* [Exercise requirements]:
The line containing "h-[1422px] bg-[#091a29] border-l-2" marks the end: extract everything from the first line of the data through that line, exactly, with no pictures.

── Given information

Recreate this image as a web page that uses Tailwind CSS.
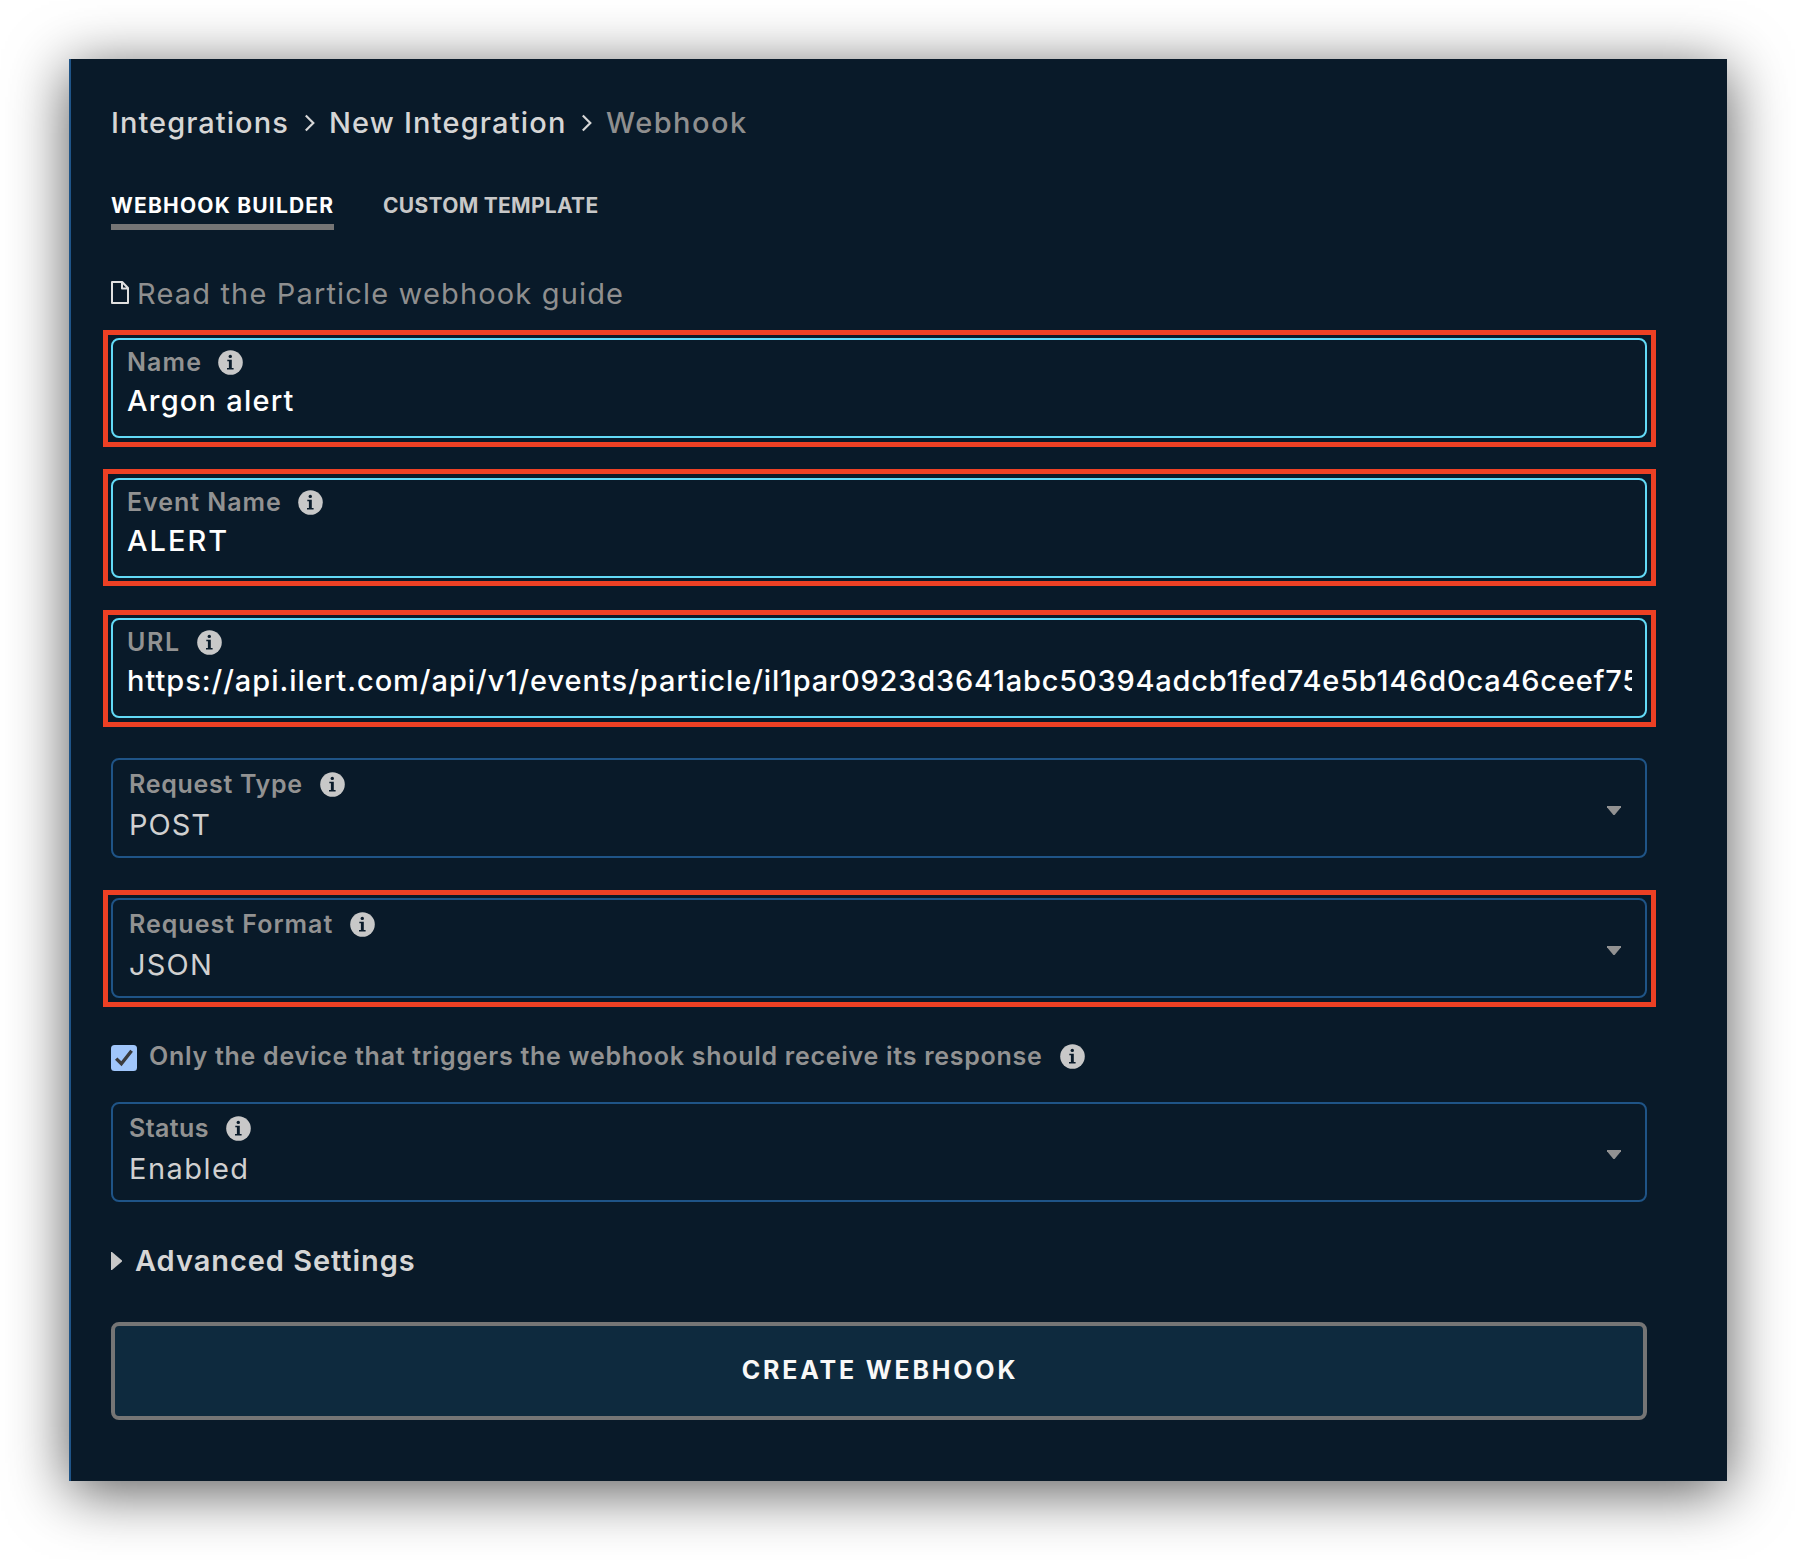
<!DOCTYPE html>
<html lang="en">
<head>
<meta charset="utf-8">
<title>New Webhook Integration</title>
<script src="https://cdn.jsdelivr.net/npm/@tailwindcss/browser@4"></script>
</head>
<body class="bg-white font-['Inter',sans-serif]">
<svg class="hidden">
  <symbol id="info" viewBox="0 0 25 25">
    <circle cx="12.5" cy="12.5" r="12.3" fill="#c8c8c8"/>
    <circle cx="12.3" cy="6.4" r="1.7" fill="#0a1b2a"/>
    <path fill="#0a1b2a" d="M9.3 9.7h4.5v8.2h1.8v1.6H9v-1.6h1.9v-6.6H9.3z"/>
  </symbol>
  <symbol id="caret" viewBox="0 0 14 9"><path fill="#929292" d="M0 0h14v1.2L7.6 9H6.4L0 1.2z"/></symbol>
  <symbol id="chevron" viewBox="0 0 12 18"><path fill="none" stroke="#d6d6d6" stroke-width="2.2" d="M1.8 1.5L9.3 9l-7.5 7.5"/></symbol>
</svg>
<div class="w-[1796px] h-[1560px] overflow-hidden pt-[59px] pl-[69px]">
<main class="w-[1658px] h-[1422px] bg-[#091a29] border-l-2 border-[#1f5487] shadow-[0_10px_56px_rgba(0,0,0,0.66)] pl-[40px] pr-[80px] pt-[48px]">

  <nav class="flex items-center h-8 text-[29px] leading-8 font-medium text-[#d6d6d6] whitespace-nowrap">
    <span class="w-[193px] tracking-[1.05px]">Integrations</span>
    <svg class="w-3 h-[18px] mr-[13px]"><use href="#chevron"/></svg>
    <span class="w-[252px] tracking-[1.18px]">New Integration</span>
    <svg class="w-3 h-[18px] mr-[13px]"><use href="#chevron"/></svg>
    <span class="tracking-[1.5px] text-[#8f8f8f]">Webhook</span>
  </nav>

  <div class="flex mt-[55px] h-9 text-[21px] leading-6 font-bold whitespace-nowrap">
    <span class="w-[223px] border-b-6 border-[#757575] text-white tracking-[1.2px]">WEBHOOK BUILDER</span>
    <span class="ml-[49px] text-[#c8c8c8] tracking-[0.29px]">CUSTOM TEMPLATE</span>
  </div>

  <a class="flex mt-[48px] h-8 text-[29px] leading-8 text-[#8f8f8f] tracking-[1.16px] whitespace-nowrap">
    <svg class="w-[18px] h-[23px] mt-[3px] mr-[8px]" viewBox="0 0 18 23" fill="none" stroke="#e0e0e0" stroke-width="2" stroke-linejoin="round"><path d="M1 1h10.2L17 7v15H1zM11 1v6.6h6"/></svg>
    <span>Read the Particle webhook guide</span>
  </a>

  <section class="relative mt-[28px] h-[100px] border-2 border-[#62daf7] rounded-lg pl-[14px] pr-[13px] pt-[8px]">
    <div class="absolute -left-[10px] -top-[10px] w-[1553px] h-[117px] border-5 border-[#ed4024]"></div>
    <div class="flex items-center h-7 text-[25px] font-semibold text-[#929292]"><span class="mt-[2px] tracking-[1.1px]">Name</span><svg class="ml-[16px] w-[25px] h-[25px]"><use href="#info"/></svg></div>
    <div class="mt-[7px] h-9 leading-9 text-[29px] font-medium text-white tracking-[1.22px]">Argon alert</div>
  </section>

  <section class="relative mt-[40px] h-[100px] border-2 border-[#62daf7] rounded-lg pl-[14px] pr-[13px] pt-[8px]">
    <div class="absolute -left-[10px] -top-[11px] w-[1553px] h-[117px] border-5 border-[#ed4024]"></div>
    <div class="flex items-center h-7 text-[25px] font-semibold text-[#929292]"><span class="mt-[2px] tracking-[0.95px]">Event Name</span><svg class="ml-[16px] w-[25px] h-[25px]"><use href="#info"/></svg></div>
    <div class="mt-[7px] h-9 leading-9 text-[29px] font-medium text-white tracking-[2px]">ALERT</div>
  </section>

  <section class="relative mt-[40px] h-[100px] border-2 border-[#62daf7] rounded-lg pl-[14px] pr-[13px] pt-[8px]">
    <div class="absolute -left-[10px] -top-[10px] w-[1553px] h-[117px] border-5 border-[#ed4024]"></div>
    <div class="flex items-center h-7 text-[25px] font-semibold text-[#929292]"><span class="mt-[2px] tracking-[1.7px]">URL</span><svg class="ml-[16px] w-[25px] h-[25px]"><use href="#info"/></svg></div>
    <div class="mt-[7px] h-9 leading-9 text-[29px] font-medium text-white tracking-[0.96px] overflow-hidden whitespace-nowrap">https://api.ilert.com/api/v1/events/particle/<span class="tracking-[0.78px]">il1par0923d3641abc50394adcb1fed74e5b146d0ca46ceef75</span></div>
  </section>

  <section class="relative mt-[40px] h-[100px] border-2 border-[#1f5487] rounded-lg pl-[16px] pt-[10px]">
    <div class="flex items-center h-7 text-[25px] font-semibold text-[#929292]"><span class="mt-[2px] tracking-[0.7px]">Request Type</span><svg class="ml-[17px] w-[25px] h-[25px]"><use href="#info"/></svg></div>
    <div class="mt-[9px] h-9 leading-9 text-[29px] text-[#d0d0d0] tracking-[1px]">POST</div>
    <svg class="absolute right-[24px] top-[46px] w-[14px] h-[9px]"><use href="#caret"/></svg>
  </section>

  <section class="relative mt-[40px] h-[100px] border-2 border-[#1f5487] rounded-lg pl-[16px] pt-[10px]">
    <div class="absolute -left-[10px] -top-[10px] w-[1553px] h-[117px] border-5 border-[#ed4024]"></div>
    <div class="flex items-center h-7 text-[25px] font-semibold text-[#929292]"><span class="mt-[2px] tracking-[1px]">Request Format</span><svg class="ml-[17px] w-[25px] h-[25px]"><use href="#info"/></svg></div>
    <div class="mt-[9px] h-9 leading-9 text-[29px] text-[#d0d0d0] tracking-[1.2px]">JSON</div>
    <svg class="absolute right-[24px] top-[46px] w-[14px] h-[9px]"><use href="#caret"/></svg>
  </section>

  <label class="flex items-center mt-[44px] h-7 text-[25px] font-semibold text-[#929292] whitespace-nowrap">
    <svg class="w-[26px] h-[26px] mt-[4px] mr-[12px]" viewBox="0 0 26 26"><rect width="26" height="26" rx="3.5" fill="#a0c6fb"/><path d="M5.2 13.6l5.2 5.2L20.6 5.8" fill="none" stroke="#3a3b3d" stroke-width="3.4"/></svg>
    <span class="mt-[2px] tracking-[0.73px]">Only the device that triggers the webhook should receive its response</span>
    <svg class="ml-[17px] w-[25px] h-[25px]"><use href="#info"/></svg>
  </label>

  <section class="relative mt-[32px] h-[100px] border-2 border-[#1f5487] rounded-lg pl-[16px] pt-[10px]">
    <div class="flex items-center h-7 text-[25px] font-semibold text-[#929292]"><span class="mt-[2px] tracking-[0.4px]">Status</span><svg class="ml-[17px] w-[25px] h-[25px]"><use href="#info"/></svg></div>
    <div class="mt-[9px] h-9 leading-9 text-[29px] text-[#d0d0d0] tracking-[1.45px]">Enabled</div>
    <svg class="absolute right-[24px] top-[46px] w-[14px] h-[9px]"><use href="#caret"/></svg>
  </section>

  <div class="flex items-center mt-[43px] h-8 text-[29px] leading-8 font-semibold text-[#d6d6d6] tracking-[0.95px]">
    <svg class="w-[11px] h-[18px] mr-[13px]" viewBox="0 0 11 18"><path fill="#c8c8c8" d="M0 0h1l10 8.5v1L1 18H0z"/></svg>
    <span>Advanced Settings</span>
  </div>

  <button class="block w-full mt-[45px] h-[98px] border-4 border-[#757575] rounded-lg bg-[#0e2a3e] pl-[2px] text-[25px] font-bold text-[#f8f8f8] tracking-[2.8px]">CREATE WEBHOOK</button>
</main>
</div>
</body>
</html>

────

* [Output for this task]:
Recreate this image as a web page that uses Tailwind CSS.
<!DOCTYPE html>
<html lang="en">
<head>
<meta charset="utf-8">
<title>New Webhook Integration</title>
<script src="https://cdn.jsdelivr.net/npm/@tailwindcss/browser@4"></script>
</head>
<body class="bg-white font-['Inter',sans-serif]">
<svg class="hidden">
  <symbol id="info" viewBox="0 0 25 25">
    <circle cx="12.5" cy="12.5" r="12.3" fill="#c8c8c8"/>
    <circle cx="12.3" cy="6.4" r="1.7" fill="#0a1b2a"/>
    <path fill="#0a1b2a" d="M9.3 9.7h4.5v8.2h1.8v1.6H9v-1.6h1.9v-6.6H9.3z"/>
  </symbol>
  <symbol id="caret" viewBox="0 0 14 9"><path fill="#929292" d="M0 0h14v1.2L7.6 9H6.4L0 1.2z"/></symbol>
  <symbol id="chevron" viewBox="0 0 12 18"><path fill="none" stroke="#d6d6d6" stroke-width="2.2" d="M1.8 1.5L9.3 9l-7.5 7.5"/></symbol>
</svg>
<div class="w-[1796px] h-[1560px] overflow-hidden pt-[59px] pl-[69px]">
<main class="w-[1658px] h-[1422px] bg-[#091a29] border-l-2 border-[#1f5487] shadow-[0_10px_56px_rgba(0,0,0,0.66)] pl-[40px] pr-[80px] pt-[48px]">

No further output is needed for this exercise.